§ **EXERCISE BRIEF**: Please reproduce exactly the lines between the line holding "Clone this screenshot" and the line holding "string; checked?: boolean;", inclusive, leaving out any pictures.

§ **DATA SUPPLIED**:

===============

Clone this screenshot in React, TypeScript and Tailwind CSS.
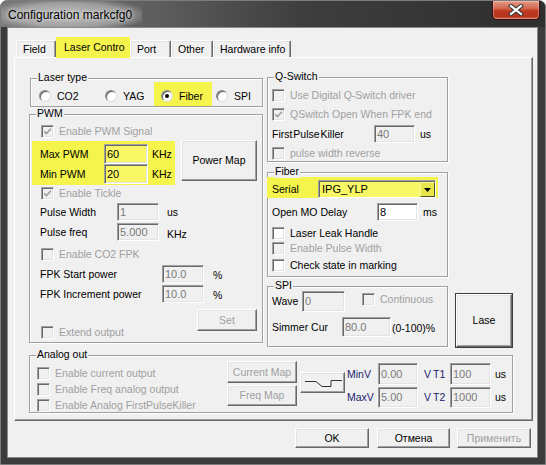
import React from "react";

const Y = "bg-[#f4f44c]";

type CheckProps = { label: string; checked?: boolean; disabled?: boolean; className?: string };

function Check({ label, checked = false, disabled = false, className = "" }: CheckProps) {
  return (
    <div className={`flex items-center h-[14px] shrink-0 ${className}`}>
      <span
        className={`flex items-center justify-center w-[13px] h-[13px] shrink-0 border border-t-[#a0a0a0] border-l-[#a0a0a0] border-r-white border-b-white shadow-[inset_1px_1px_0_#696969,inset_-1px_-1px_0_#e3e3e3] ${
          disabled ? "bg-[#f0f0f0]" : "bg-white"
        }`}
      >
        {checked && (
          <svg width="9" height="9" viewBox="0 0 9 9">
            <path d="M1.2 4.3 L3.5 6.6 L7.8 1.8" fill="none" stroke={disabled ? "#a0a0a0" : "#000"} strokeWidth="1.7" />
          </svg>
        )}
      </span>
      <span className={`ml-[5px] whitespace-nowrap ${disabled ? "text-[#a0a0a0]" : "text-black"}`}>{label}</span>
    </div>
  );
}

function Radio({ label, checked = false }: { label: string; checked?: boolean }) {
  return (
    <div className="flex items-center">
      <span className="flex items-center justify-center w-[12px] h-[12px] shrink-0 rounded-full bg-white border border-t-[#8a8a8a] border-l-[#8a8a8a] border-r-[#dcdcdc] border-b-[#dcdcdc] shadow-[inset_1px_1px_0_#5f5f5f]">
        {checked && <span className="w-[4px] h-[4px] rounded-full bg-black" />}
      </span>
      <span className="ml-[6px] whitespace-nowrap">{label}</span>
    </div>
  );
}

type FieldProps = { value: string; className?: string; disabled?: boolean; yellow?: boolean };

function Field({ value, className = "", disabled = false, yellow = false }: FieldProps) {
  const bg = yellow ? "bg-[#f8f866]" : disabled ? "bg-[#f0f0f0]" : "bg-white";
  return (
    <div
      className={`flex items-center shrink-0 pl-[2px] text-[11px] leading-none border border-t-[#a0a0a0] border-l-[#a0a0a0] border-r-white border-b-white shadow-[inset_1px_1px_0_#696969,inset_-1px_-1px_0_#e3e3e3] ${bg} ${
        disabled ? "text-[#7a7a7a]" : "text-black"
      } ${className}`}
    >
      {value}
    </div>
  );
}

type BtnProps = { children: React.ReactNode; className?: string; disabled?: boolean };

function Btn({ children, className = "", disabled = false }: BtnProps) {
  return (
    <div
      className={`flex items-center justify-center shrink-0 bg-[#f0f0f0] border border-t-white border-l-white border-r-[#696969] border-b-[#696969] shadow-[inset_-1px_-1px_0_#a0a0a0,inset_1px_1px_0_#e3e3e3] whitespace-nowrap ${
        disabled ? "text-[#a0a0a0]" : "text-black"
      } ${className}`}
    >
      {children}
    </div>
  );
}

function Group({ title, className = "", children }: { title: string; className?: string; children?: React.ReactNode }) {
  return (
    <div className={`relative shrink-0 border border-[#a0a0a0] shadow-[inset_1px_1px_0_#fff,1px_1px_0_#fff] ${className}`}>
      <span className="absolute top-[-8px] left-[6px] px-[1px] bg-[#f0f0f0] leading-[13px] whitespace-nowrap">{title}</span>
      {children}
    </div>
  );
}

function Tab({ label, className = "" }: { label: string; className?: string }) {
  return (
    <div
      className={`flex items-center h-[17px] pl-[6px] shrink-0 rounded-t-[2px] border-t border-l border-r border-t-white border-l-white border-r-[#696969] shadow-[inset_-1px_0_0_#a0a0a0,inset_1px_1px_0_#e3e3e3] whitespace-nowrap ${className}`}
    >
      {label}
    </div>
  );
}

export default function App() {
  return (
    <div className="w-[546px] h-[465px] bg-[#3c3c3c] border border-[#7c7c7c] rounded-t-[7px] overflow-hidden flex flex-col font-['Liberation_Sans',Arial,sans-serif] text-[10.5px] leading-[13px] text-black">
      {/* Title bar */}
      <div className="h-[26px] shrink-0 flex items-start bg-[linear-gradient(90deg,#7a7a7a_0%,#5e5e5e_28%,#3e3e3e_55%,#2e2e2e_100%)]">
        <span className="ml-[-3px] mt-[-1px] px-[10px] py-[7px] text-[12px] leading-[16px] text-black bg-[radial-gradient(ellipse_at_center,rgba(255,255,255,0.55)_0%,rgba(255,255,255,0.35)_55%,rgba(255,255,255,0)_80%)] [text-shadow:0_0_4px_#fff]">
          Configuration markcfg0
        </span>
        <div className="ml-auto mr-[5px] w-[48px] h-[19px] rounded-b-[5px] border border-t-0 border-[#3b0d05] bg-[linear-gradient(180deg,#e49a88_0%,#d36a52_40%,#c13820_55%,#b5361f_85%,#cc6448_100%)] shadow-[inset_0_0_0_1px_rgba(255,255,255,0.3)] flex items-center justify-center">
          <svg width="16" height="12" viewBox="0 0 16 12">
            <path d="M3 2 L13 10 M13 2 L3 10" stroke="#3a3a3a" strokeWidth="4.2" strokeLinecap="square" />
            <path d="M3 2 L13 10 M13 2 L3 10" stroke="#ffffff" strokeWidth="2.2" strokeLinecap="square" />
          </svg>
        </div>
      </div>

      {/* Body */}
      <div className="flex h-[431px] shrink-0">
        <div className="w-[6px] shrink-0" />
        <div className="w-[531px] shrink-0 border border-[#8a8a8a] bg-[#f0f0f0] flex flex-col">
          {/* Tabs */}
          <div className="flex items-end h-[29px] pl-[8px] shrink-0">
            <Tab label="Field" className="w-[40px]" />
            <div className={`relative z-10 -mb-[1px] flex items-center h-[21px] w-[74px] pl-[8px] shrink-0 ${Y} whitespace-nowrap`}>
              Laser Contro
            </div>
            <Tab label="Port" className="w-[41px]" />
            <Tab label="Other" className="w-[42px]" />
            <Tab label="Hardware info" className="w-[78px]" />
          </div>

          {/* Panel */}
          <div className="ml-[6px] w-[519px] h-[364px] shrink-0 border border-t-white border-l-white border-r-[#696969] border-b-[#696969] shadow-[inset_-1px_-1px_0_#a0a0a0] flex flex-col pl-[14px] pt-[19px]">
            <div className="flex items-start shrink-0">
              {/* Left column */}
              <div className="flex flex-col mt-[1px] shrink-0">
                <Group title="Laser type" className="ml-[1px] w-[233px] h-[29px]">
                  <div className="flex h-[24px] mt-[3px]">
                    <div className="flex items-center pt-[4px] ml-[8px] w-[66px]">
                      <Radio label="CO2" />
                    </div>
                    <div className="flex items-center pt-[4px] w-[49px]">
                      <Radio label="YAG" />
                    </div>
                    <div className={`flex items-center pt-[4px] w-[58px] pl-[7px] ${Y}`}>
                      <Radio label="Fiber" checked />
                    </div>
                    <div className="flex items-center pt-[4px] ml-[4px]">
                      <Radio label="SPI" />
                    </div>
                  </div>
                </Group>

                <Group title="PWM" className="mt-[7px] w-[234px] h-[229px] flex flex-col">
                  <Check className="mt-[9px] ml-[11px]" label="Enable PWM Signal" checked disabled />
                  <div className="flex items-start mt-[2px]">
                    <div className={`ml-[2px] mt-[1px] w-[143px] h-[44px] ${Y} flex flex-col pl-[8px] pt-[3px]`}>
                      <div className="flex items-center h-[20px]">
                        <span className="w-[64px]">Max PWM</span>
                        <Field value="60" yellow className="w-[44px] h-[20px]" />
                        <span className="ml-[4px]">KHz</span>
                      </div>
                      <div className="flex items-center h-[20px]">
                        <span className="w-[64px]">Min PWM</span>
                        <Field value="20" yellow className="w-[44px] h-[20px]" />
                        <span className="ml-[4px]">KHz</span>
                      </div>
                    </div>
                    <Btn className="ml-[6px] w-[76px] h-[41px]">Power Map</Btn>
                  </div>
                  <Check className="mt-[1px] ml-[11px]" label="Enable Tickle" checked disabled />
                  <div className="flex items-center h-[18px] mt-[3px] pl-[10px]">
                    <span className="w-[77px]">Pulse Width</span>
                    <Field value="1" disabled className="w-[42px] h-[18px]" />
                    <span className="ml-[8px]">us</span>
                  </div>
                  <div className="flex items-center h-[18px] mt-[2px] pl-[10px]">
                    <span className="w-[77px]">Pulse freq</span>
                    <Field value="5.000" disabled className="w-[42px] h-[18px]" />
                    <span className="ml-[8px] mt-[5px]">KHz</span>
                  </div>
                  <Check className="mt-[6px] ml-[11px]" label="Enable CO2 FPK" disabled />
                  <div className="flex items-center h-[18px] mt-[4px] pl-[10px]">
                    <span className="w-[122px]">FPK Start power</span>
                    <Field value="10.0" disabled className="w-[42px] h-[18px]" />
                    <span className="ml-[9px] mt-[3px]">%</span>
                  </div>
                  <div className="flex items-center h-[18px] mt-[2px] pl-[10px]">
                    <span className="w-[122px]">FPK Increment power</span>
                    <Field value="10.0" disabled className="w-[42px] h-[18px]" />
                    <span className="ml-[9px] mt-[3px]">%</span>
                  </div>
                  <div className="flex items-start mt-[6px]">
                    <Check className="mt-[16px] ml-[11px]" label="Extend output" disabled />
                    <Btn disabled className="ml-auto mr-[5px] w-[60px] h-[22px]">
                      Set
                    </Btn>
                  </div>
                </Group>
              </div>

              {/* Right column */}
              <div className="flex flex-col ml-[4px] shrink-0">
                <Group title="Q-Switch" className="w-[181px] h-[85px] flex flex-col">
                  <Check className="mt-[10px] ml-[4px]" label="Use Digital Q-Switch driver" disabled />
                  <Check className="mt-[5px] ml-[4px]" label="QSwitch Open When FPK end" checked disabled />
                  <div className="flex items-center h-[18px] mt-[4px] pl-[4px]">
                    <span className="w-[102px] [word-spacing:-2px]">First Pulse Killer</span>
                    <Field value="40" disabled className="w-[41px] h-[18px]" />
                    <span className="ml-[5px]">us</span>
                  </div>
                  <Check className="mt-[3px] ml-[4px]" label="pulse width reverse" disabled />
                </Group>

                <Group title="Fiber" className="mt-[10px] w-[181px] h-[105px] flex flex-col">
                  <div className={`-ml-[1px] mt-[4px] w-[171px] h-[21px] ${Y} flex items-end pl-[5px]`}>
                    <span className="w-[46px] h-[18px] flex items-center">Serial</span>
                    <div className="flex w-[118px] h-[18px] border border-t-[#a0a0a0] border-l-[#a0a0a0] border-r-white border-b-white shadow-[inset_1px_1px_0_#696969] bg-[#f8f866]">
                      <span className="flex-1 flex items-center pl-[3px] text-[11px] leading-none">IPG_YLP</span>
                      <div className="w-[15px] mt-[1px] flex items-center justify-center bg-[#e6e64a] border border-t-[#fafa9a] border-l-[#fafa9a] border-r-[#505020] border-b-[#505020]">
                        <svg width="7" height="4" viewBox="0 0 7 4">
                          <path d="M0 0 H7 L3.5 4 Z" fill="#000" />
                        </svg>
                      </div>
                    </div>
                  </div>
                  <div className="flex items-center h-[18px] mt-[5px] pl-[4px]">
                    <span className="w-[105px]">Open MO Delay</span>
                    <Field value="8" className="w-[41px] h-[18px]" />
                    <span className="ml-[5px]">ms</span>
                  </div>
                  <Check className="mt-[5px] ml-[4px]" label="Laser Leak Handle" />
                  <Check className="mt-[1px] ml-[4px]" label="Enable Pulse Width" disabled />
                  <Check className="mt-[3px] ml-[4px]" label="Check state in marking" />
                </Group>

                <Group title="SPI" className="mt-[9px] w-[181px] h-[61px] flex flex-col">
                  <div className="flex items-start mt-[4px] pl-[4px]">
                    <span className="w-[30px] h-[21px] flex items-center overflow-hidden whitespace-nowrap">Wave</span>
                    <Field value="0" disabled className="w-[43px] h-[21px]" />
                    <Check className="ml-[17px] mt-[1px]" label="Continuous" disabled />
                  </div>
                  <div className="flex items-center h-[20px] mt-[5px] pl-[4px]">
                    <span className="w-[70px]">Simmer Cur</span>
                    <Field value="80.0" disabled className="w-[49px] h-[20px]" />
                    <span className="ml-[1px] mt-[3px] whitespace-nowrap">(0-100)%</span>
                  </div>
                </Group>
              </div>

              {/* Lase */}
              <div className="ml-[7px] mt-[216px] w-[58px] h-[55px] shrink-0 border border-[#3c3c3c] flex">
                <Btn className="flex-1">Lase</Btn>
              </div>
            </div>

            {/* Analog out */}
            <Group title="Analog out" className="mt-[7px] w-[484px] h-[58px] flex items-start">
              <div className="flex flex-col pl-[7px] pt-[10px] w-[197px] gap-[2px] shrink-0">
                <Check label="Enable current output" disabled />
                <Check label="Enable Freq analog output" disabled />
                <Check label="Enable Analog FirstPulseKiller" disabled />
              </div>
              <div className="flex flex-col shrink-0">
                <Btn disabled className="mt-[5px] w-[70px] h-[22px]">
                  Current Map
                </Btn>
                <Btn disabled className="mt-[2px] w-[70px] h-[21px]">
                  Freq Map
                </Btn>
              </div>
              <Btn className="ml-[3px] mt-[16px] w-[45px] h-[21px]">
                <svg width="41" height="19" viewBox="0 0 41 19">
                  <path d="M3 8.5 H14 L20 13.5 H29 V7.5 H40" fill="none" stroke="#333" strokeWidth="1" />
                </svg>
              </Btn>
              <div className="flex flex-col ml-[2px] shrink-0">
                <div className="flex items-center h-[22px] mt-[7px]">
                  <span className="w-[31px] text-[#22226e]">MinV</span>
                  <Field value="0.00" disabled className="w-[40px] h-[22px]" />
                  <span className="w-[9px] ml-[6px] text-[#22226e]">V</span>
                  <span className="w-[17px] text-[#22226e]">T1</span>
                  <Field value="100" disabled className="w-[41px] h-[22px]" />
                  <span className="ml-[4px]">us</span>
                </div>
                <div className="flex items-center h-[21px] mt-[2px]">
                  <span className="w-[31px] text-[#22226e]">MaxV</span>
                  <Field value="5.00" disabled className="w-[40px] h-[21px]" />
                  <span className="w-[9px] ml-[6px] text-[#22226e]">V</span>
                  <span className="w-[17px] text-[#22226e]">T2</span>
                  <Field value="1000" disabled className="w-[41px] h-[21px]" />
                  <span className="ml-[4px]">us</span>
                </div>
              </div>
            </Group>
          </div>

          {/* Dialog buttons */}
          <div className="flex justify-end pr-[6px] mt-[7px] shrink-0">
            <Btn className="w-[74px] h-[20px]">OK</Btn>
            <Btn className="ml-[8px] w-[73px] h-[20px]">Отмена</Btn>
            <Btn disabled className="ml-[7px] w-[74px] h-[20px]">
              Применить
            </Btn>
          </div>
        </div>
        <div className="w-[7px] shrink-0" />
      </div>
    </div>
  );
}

===============

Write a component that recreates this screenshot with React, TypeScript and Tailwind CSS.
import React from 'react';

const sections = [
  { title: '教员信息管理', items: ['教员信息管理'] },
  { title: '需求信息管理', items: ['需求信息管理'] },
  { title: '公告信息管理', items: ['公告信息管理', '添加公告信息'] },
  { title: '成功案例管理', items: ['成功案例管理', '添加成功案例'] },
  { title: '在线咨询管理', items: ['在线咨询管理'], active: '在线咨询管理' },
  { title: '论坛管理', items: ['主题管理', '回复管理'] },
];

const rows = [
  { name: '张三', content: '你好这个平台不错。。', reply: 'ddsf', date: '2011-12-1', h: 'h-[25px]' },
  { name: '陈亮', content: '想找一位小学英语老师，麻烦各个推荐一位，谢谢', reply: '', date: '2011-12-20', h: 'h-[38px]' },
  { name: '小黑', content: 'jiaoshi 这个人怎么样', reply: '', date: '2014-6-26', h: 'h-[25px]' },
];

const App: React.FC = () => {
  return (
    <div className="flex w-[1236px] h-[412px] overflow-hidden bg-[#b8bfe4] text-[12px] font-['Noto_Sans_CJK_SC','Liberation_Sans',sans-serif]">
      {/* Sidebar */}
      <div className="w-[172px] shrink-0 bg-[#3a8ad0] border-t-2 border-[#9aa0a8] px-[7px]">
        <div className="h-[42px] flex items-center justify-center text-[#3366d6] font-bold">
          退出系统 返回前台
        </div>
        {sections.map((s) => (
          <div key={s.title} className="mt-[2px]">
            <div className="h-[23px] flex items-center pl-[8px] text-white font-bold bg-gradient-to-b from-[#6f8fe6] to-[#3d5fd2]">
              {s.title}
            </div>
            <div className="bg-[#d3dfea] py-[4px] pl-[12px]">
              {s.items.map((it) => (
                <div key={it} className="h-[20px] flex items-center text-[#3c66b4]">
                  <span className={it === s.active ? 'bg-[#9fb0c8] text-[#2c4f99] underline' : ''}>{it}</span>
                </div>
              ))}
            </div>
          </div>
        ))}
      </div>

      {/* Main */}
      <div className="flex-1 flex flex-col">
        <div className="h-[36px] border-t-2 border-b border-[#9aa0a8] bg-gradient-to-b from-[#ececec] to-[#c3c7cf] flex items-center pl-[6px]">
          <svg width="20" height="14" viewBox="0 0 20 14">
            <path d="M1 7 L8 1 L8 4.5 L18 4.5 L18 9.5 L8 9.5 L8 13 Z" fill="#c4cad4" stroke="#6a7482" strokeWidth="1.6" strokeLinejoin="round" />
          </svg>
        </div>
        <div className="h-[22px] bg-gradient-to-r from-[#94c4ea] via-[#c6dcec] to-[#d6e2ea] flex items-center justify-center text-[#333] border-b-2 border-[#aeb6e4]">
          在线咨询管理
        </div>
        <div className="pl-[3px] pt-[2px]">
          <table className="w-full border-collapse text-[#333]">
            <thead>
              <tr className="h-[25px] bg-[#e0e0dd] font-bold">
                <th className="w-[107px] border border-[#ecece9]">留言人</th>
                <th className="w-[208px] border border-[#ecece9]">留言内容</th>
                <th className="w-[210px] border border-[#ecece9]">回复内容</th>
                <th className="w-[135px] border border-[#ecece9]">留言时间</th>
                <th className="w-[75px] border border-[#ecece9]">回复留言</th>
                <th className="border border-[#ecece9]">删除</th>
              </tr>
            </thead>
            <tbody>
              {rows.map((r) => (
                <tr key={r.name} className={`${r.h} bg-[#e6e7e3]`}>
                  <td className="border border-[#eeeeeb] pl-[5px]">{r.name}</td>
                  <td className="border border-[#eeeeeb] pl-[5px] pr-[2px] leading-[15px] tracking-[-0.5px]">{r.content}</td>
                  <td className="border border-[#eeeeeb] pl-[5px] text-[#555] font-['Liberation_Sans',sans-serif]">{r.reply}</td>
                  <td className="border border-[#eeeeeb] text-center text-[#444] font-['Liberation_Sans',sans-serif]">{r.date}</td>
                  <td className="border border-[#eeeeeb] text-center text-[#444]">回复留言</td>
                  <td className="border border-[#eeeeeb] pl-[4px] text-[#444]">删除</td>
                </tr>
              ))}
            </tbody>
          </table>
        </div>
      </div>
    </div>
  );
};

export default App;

===============

§ **FULL OUTPUT**:
Clone this screenshot in React, TypeScript and Tailwind CSS.
import React from "react";

const Y = "bg-[#f4f44c]";

type CheckProps = { label: string; checked?: boolean; disabled?: boolean; className?: string };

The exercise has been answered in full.